16h15 - Sébastien Da Veiga (Safran Tech): Sampling posteriors in high dimension: potential industrial applications with UQ - daveiga20.pdf

17h00 - End

Abstracts

We consider the approximation of functions in a statistical learning setting, by empirical risk minimization over model classes of functions in tree-based tensor format, which can be interpreted as particular cases of neural networks. We present results on their approximation power for some classes of functions (including standard regularity classes and classes of functions given by compositions of regular functions) and on their statistical complexity. We also present adaptive learning algorithms and illustrate their performance for supervised or unsupervised learning tasks.

Gaussian processes (GPs) are distributions over functions with many useful mathematical properties. Particularly the closed-form solution for Bayesian inference makes them useful for uncertainty quantification. In this talk, I will discuss GPs as a building block for deep models. I will discuss why I believe that deep GPs may be a better way to do uncertainty quantification in deep models than weight-space uncertainty, and I will present some evidence for this. I will end with some thoughts on the influence of model structure on uncertainty quantification and generalisation ability.

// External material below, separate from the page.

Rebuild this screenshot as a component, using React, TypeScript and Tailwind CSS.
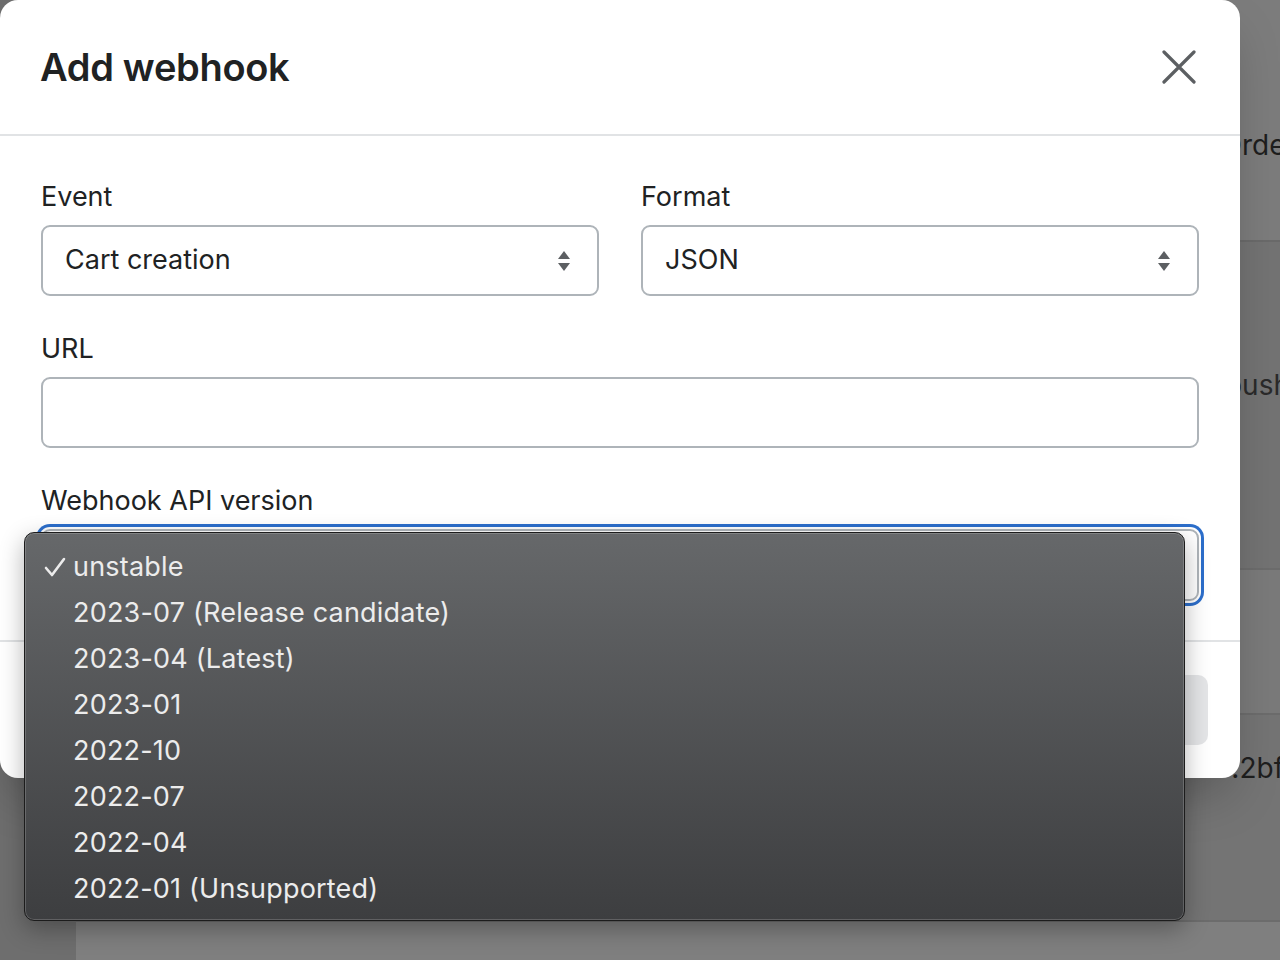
const versions = [
  'unstable',
  '2023-07 (Release candidate)',
  '2023-04 (Latest)',
  '2023-01',
  '2022-10',
  '2022-07',
  '2022-04',
  '2022-01 (Unsupported)',
];

function SelectArrows() {
  return (
    <svg width="14" height="22" viewBox="0 0 14 22" fill="#5c5f62">
      <path d="M7 1 L13 9 H1 Z" />
      <path d="M7 21 L13 13 H1 Z" />
    </svg>
  );
}

function Field({ label, value, arrows, focused }: { label: string; value?: string; arrows?: boolean; focused?: boolean }) {
  return (
    <div className="flex flex-col">
      <label className="text-[27px] leading-[36px] text-[#202223]">{label}</label>
      <div
        className={`flex items-center justify-between rounded-[9px] border-2 border-[#aeb4b9] bg-white pl-[22px] pr-[26px] ${
          focused ? 'mt-[10px] h-[72px] ring-[3px] ring-[#2c6ecb] ring-offset-2' : 'mt-[10px] h-[71px]'
        }`}
      >
        <span className="text-[27px] text-[#202223]">{value}</span>
        {arrows && <SelectArrows />}
      </div>
    </div>
  );
}

export default function App() {
  return (
    <div className="relative h-[960px] w-[1280px] overflow-hidden bg-[#787878]" style={{ fontFamily: 'Inter, "Noto Sans", sans-serif' }}>
      {/* page underneath the overlay */}
      <div className="flex h-full">
        <div className="w-[76px] bg-[#6e6e6e]"></div>
        <div className="flex flex-1 flex-col">
          <div className="flex h-[242px] items-start justify-end border-b-2 border-[#6a6a6a] bg-[#7c7c7c] pt-[124px]">
            <span className="-mr-[16px] text-[28px] text-[#1e1e1e]">Order</span>
          </div>
          <div className="flex h-[326px] items-start justify-end bg-[#737373] pt-[122px]">
            <span className="-mr-[10px] text-[28px] text-[#2a2a2a]">push</span>
          </div>
          <div className="h-[147px] border-y-2 border-[#6c6c6c] bg-[#7a7a7a]"></div>
          <div className="flex h-[205px] items-start justify-end bg-[#747474] pt-[32px]">
            <span className="-mr-[4px] text-[28px] text-[#1e1e1e]">.2bf</span>
          </div>
          <div className="flex-1 border-t-2 border-[#6c6c6c] bg-[#7f7f7f]"></div>
        </div>
      </div>

      {/* modal */}
      <div className="absolute left-0 top-0 flex h-[778px] w-[1240px] flex-col rounded-[18px] bg-white shadow-2xl">
        <div className="flex h-[136px] items-center justify-between border-b-2 border-[#e1e3e5] pl-[40px] pr-[44px]">
          <h1 className="text-[38px] font-semibold tracking-[-0.3px] text-[#202223]">Add webhook</h1>
          <svg width="34" height="34" viewBox="0 0 34 34" stroke="#5c5f62" strokeWidth="3.2" strokeLinecap="round">
            <path d="M2 2 L32 32 M32 2 L2 32" />
          </svg>
        </div>

        <div className="flex flex-col gap-[35px] px-[41px] pb-[39px] pt-[43px]">
          <div className="grid grid-cols-2 gap-[42px]">
            <Field label="Event" value="Cart creation" arrows />
            <Field label="Format" value="JSON" arrows />
          </div>
          <Field label="URL" />
          <Field label="Webhook API version" focused />
        </div>

        <div className="flex flex-1 items-start justify-end border-t-2 border-[#e1e3e5] pr-[32px] pt-[33px]">
          <div className="h-[70px] w-[120px] rounded-[10px] bg-[#e4e5e7]"></div>
        </div>
      </div>

      {/* native select menu */}
      <div className="absolute left-[24px] top-[532px] w-[1161px] rounded-[10px] border border-[#1c1c1c] bg-gradient-to-b from-[#66686a] to-[#3d3e40] pb-[8px] pt-[11px] shadow-[inset_0_0_0_1px_rgba(255,255,255,0.18),0_8px_24px_rgba(0,0,0,0.3)]">
        {versions.map((v, i) => (
          <div key={v} className="flex h-[46px] items-center">
            <div className="flex w-[48px] justify-end pr-[7px]">
              {i === 0 && (
                <svg width="22" height="20" viewBox="0 0 22 20" fill="none" stroke="#ececec" strokeWidth="2.6" strokeLinecap="round" strokeLinejoin="round">
                  <path d="M2 11 L8 18 L20 2" />
                </svg>
              )}
            </div>
            <span className="text-[27px] tracking-[0.2px] text-[#ececec]">{v}</span>
          </div>
        ))}
      </div>
    </div>
  );
}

We present a novel framework to understand machine learning black box using sensitivity analysis. For this, we will construct new test distributions as close as possible from the test distributions using entropic projection. Such distributions enjoy the property that constraints can be incorporated in a feasible way and can be easily computed. Adding constraints enable to stress the algorithms and thus enable to understand its behavior with respect to changes in the distribution.

Interpretability and sensibility analysis methods are originated from different community (AI for the first one, and statistics for the second one) and aim at different goals (local analysis for the first one and global analysis for the second one).
However, we can draw interesting connections between them.
Prior to that, we will start by describing some challenges in a large class of interpretability methods called Feature Attribution.

Feature Attribution aims at allocating the level of influence of each feature to the output of the AI model. The Shapley value of one of the leading concepts for feature attribution.
Its benefit is its axiomatic justification in Cooperative Game Theory.
It has been adapted to different fields of AI. In Machine Learning, the difficulty is to take into account the dependencies among featutes.
In Decision Aiding, the features are often organized in a hierarchical way and the standard Shapley value is not suitable.

We will show interesting connections between Feature Attribution methods and sensitivity analysis. Under some assumptions, the Sobol indices correspond to a concept which is a variant of the Shapley values.

Uncertainty quantification for deep learning is a challenging open problem. Bayesian statistics offer a mathematically grounded framework to reason about uncertainties; however, approximate posteriors for modern neural networks still require prohibitive computational costs.

We propose a family of algorithms which split the classification task into two stages: representation learning and uncertainty estimation. We compare four specific instances, where uncertainty estimation is performed via either an ensemble of Stochastic Gradient Descent or Stochastic Gradient Langevin Dynamics snapshots, an ensemble of bootstrapped logistic regressions, or via a number of Monte Carlo Dropout passes.

We evaluate their performance in terms of selective classification (risk-coverage), and their ability to detect out-of-distribution samples. Our experiments suggest there is limited value in adding multiple uncertainty layers to deep classifiers, and we observe that these simple methods outperform a vanilla point-estimate Stochastic Gradient Descent in some complex benchmarks like ImageNet.

Stochastic Gradient Langevin Dynamics and its variants recently emerged as promising algorithms for sampling posteriors.
In this talk we investigate their potential in the context of fully Bayesian Gaussian process regression.
We will focus on high-dimensional problems with sparsity-inducing priors (e.g. Acosso models).
In addition, we will show how the stochastic gradient point of view can handle a large number of design points, either by subsampling or with random Fourier features.